By  Dan Snapp, Patriots Daily Staff

Your guess is as good as mine.

The Patriots trading Randy Moss makes no sense, from the compensation (a measly third-rounder) to the timing (game five while tied for the AFC East lead) to the trading partner (October 31st opponent Minnesota). Vikings coach Brad Childress loves to tell the press all the times he thinks he outwitted Bill Belichick. Today, he’s right.

There’s got to be more to the story. There’s no way a team simply gives away* their top deep and red zone threat in the midst of a tight divisional race.

* While a third-round pick is nothing to be sniffed at, a 2011 pick does the Patriots no good in 2010 (and possibly no good in 2011, for that matter, given the looming lockout).

Throughout Moss’s time with the Patriots, he’s been the good soldier. We’ve never seen the petulance that famously followed him in Minnesota and Oakland. He had contempt for the press, but on Belichick’s Patriots, that’s a good thing.

So what happened? Do the Patriots think his skills have eroded? With fewer balls coming his way, has he become a locker room cancer?

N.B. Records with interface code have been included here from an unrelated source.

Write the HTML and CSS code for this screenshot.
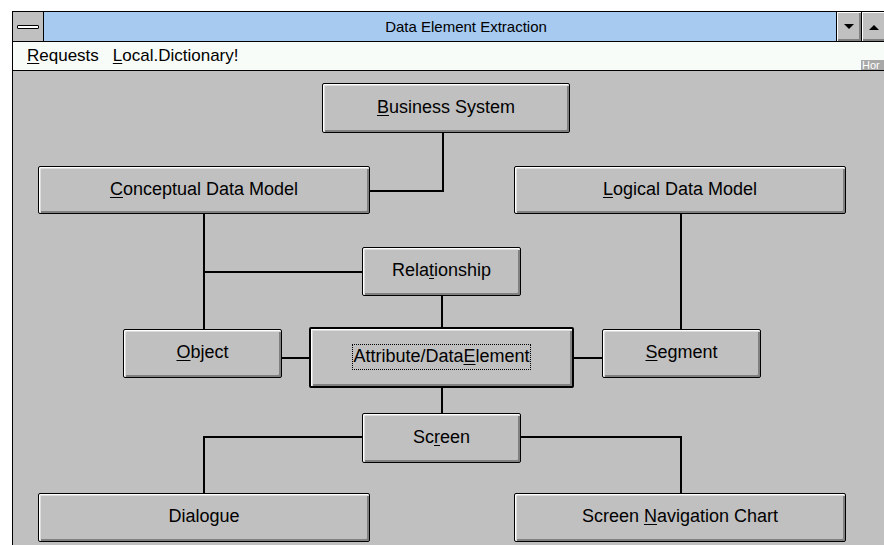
FILE: index.html
```html
<!DOCTYPE html>
<html lang="en">
<head>
    <meta charset="UTF-8">
    <meta name="viewport" content="width=device-width, initial-scale=1.0">
    <link rel="stylesheet" href="styles.css">
    <title>Data Element Extraction</title>
</head>
<body>
    <div class="window">
        <div class="titlebar">
            <div class="sysmenu"><span class="sysbar"></span></div>
            <div class="caption">Data Element Extraction</div>
            <div class="sizebtn">
                <svg width="10" height="6" viewBox="0 0 10 6"><path d="M0 0H10L5 5Z" fill="#000"/></svg>
            </div>
            <div class="sizebtn">
                <svg width="10" height="6" viewBox="0 0 10 6"><path d="M0 6H10L5 1Z" fill="#000"/></svg>
            </div>
        </div>

        <div class="menubar">
            <span class="menuitem"><u>R</u>equests</span>
            <span class="menuitem"><u>L</u>ocal.Dictionary!</span>
            <span class="hscroll">Hor</span>
        </div>

        <div class="client">
            <!-- connectors between the boxes -->
            <svg class="links" width="880" height="480">
                <g fill="none" stroke="#000" stroke-width="2" shape-rendering="crispEdges">
                    <polyline points="430,61 430,120 356,120"/>
                    <line x1="191" y1="142" x2="191" y2="258"/>
                    <line x1="191" y1="201" x2="349" y2="201"/>
                    <line x1="429" y1="224" x2="429" y2="256"/>
                    <line x1="268" y1="287" x2="296" y2="287"/>
                    <line x1="560" y1="287" x2="589" y2="287"/>
                    <line x1="668" y1="142" x2="668" y2="258"/>
                    <line x1="429" y1="316" x2="429" y2="342"/>
                    <polyline points="349,366 191,366 191,422"/>
                    <polyline points="507,366 668,366 668,422"/>
                </g>
            </svg>

            <div class="node" style="left:309px; top:12px; width:248px; height:50px;"><span><u>B</u>usiness System</span></div>
            <div class="node" style="left:25px; top:95px; width:332px; height:48px;"><span><u>C</u>onceptual Data Model</span></div>
            <div class="node" style="left:501px; top:95px; width:332px; height:48px;"><span><u>L</u>ogical Data Model</span></div>
            <div class="node" style="left:349px; top:176px; width:159px; height:49px;"><span>Rela<u>t</u>ionship</span></div>
            <div class="node" style="left:110px; top:258px; width:159px; height:49px;"><span><u>O</u>bject</span></div>
            <div class="node default" style="left:296px; top:256px; width:265px; height:61px;"><span class="focus">Attribute/Data<u>E</u>lement</span></div>
            <div class="node" style="left:589px; top:258px; width:159px; height:49px;"><span><u>S</u>egment</span></div>
            <div class="node" style="left:349px; top:342px; width:159px; height:50px;"><span>Sc<u>r</u>een</span></div>
            <div class="node" style="left:25px; top:422px; width:332px; height:49px;"><span>Dialogue</span></div>
            <div class="node" style="left:501px; top:422px; width:332px; height:49px;"><span>Screen <u>N</u>avigation Chart</span></div>
        </div>
    </div>
</body>
</html>
```

FILE: styles.css
```css
body {
    margin: 0;
    background-color: white;
    font-family: 'Liberation Sans', Arial, sans-serif;
    overflow: hidden;
    height: 545px;
}

.window {
    margin: 11px 0 0 12px;
    width: 900px;
    border-top: 1px solid #000;
    border-left: 1px solid #000;
}

/* title bar */
.titlebar {
    display: flex;
    height: 29px;
    border-bottom: 1px solid #000;
}
.sysmenu {
    width: 30px;
    background-color: #c0c0c0;
    border-right: 1px solid #000;
    display: flex;
    align-items: center;
    justify-content: center;
}
.sysbar {
    width: 20px;
    height: 2px;
    background-color: white;
    border: 1px solid #000;
    border-radius: 1px;
}
.caption {
    flex: 0 0 792px;
    box-sizing: border-box;
    padding-left: 52px;
    background-color: #a6caf0;
    text-align: center;
    font-size: 15px;
    line-height: 29px;
    color: #000;
}
.sizebtn {
    width: 24px;
    border-left: 1px solid #000;
    background-color: #c0c0c0;
    box-shadow: inset 1px 1px #fff, inset -2px -2px #808080;
    display: flex;
    align-items: center;
    justify-content: center;
}

/* menu */
.menubar {
    position: relative;
    height: 28px;
    display: flex;
    align-items: center;
    padding-left: 7px;
    background-color: #f8fcf8;
    border-bottom: 1px solid #000;
    font-size: 17px;
}
.menuitem {
    padding: 0 7px;
}
.hscroll {
    position: absolute;
    left: 848px;
    top: 18px;
    height: 10px;
    width: 22px;
    padding-left: 1px;
    background-color: #a8a8a8;
    color: white;
    font-size: 11px;
    line-height: 10px;
}

/* diagram area */
.client {
    position: relative;
    height: 480px;
    background-color: #c0c0c0;
}
.links {
    position: absolute;
    left: 0;
    top: 0;
}
.node {
    position: absolute;
    box-sizing: border-box;
    display: flex;
    align-items: center;
    justify-content: center;
    background-color: #c0c0c0;
    border: 1px solid #000;
    border-radius: 2px;
    box-shadow: inset 1px 1px #fff, inset 2px 2px #dcdcdc, inset -2px -2px #808080;
    font-size: 18px;
    color: #000;
    padding-bottom: 2px;
}
.node.default {
    border-width: 2px;
}
.focus {
    border: 1px dotted #000;
    padding: 1px 0 2px;
}
u {
    text-underline-offset: 2px;
}
```
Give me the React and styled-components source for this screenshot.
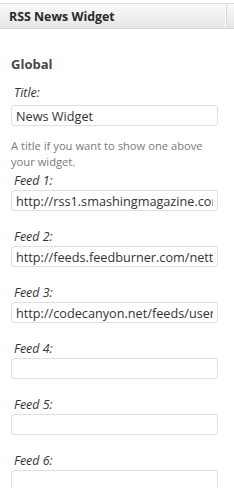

And as petty as it makes the organization sound, was Moss’s week one public admonishment of “not feeling wanted” a bridge too far?

We all have heard and get the old Branch Rickey quote, “Trade a player a year too early rather than a year too late,” but this really doesn’t apply, not for what they’re getting back. What’s a third-rounder to the New England Patriots? It’s a pick they’ve blown much more often than they’ve hit. And as much as the Patriots like to continually be future-facing, there’s only so much future for Tom Brady to still face.

There will some knee-jerk rationalizing to come, with terms like “bridge year” thrown out. There will be suggestions Belichick soberly looked at his squad and decided it ain’t happening this year. People will eventually say multiple picks in rounds 1-4 next year justifies the move.

I don’t buy it, because I don’t believe Belichick ever gives up on a season. There’s got to be something else.

Belichick will probably offer his usual platitudes, “We’re just trying to do what’s best for the organization … we saw good value in the deal … Randy’s been a tremendous player for the Patriots and we thank him and wish him well …” yada yada yada.

We’ve never asked for more explanation from Belichick, always taking him at his word whenever he stated his goal was to make the team better and win games.

Not this time. This time, the team got worse. We’d just like to know why.